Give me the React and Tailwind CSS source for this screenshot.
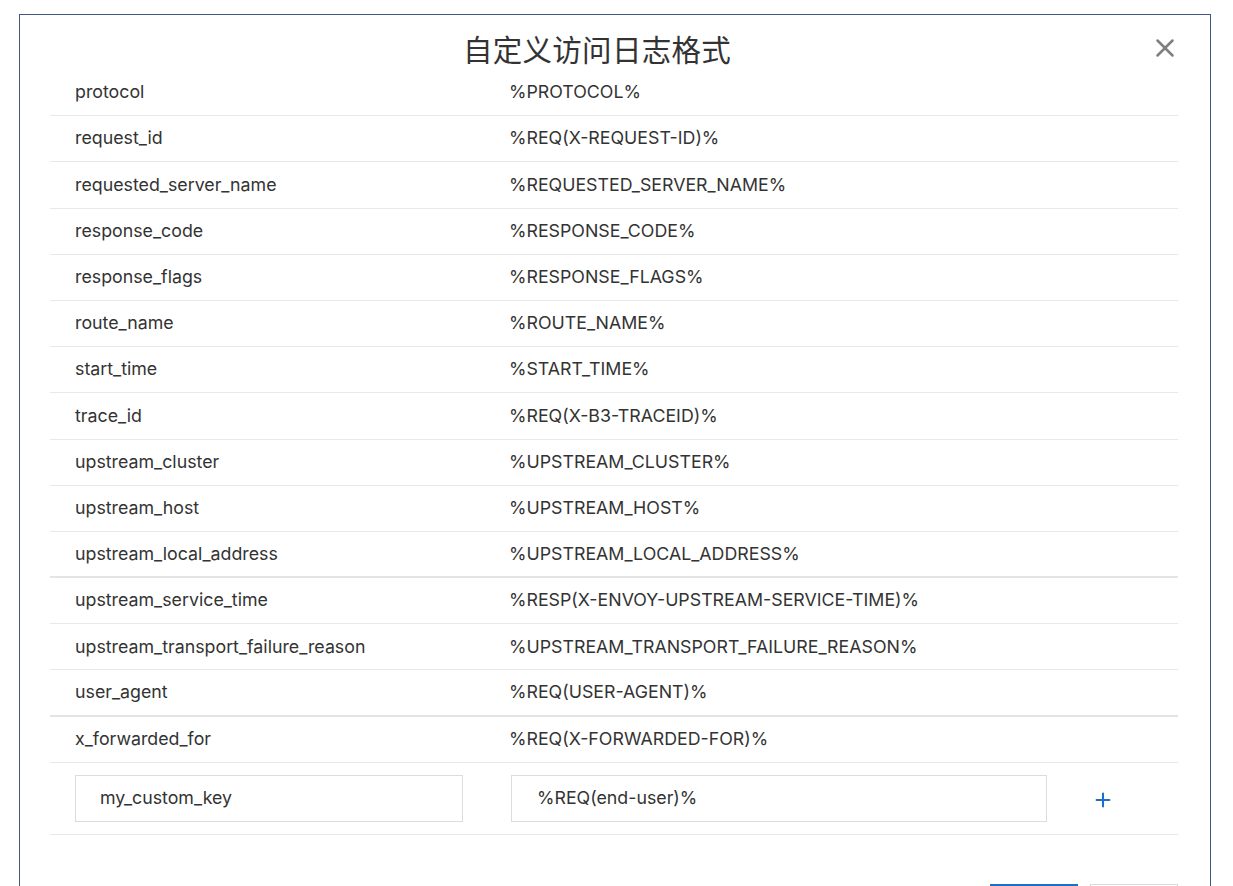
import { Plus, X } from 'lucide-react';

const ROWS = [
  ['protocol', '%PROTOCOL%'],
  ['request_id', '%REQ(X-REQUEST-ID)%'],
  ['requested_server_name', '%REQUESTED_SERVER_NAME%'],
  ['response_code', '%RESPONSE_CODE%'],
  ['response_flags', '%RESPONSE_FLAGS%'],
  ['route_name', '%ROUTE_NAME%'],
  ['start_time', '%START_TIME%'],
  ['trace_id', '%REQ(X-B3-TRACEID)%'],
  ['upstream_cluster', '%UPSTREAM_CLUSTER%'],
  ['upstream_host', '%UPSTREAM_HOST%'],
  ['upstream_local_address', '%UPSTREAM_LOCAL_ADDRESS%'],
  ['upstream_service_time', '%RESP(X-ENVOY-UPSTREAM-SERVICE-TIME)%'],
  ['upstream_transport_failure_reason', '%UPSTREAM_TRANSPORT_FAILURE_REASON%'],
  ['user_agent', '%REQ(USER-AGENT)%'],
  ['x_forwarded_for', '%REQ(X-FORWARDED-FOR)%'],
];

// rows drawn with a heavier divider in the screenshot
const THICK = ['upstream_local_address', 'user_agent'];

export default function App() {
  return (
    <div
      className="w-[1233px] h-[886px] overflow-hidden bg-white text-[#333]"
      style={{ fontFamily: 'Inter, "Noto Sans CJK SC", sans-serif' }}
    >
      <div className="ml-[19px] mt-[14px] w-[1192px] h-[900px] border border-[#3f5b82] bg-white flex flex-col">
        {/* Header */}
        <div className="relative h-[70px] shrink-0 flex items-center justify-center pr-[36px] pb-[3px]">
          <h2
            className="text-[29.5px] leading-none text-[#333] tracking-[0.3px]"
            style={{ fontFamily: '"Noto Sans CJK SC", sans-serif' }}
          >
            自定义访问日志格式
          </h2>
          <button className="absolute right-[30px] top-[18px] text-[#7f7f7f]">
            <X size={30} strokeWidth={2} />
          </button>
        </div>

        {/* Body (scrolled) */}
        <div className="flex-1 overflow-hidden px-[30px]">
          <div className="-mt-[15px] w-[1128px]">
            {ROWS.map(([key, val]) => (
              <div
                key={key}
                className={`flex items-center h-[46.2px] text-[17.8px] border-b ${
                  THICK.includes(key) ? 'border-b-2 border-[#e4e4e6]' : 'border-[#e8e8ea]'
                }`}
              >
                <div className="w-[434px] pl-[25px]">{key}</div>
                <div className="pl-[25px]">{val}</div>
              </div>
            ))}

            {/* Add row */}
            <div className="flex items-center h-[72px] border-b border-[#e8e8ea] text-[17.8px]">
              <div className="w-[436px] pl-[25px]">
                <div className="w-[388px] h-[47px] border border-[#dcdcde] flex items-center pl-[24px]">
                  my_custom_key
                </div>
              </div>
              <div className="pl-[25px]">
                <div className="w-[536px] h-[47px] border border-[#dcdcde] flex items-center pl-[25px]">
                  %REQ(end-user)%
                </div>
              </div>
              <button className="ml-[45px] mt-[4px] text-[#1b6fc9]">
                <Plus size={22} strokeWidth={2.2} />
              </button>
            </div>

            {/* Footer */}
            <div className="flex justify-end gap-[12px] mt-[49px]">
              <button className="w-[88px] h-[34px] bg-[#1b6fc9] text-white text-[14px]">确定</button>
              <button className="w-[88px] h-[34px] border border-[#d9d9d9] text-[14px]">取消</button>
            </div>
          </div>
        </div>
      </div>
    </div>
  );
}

→ The task
Repeat, with no pictures, each line from the beginning of the data through the line containing "const THICK = ['upstream_local_address', 'user_agent'];", inclusive.

→ Result of the exercise
Give me the React and Tailwind CSS source for this screenshot.
import { Plus, X } from 'lucide-react';

const ROWS = [
  ['protocol', '%PROTOCOL%'],
  ['request_id', '%REQ(X-REQUEST-ID)%'],
  ['requested_server_name', '%REQUESTED_SERVER_NAME%'],
  ['response_code', '%RESPONSE_CODE%'],
  ['response_flags', '%RESPONSE_FLAGS%'],
  ['route_name', '%ROUTE_NAME%'],
  ['start_time', '%START_TIME%'],
  ['trace_id', '%REQ(X-B3-TRACEID)%'],
  ['upstream_cluster', '%UPSTREAM_CLUSTER%'],
  ['upstream_host', '%UPSTREAM_HOST%'],
  ['upstream_local_address', '%UPSTREAM_LOCAL_ADDRESS%'],
  ['upstream_service_time', '%RESP(X-ENVOY-UPSTREAM-SERVICE-TIME)%'],
  ['upstream_transport_failure_reason', '%UPSTREAM_TRANSPORT_FAILURE_REASON%'],
  ['user_agent', '%REQ(USER-AGENT)%'],
  ['x_forwarded_for', '%REQ(X-FORWARDED-FOR)%'],
];

// rows drawn with a heavier divider in the screenshot
const THICK = ['upstream_local_address', 'user_agent'];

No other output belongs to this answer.